Here is how they describe themselves:
We are a group of Israeli citizens who love their homeland and believe in a Jewish tradition and culture that values a compassionate, open-minded respect for the sanctity of human life and dignity. Along with this commitment to human life, we are also devoted to faithfully defending Israel’s borders and citizens in the face of threat.
We are a people who ingathered their exiles and built a “Startup Nation” out of a nation of refugees. Today, we feel a moral and ethical duty to become “the voice of the voiceless” and in this particular case, even if it is the voice of the vulnerable populations among some of our toughest and cruelest enemies.
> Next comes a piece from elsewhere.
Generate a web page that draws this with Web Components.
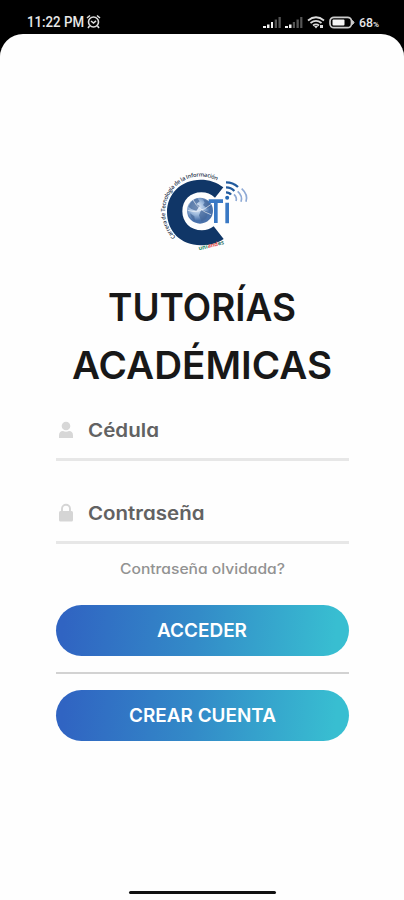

We believe in the sanctity of human life and dignity as reflected in the Jewish “halacha” and in the Israeli Declaration of Independence: “Devote yourself to justice, aid the wronged, uphold the rights of the orphan, defend the cause of the widow” (Isaiah 1:16-17).
We know that silence is lethal. Silence and inaction in the face of human transgression, in the face of broken vows is the antithesis of what this day and our people are to be about. Take this card, keep it in your wallet and fulfill its request from this day forward. Then this will be the fast that God desires. And this will be the world where God’s presence truly is evident.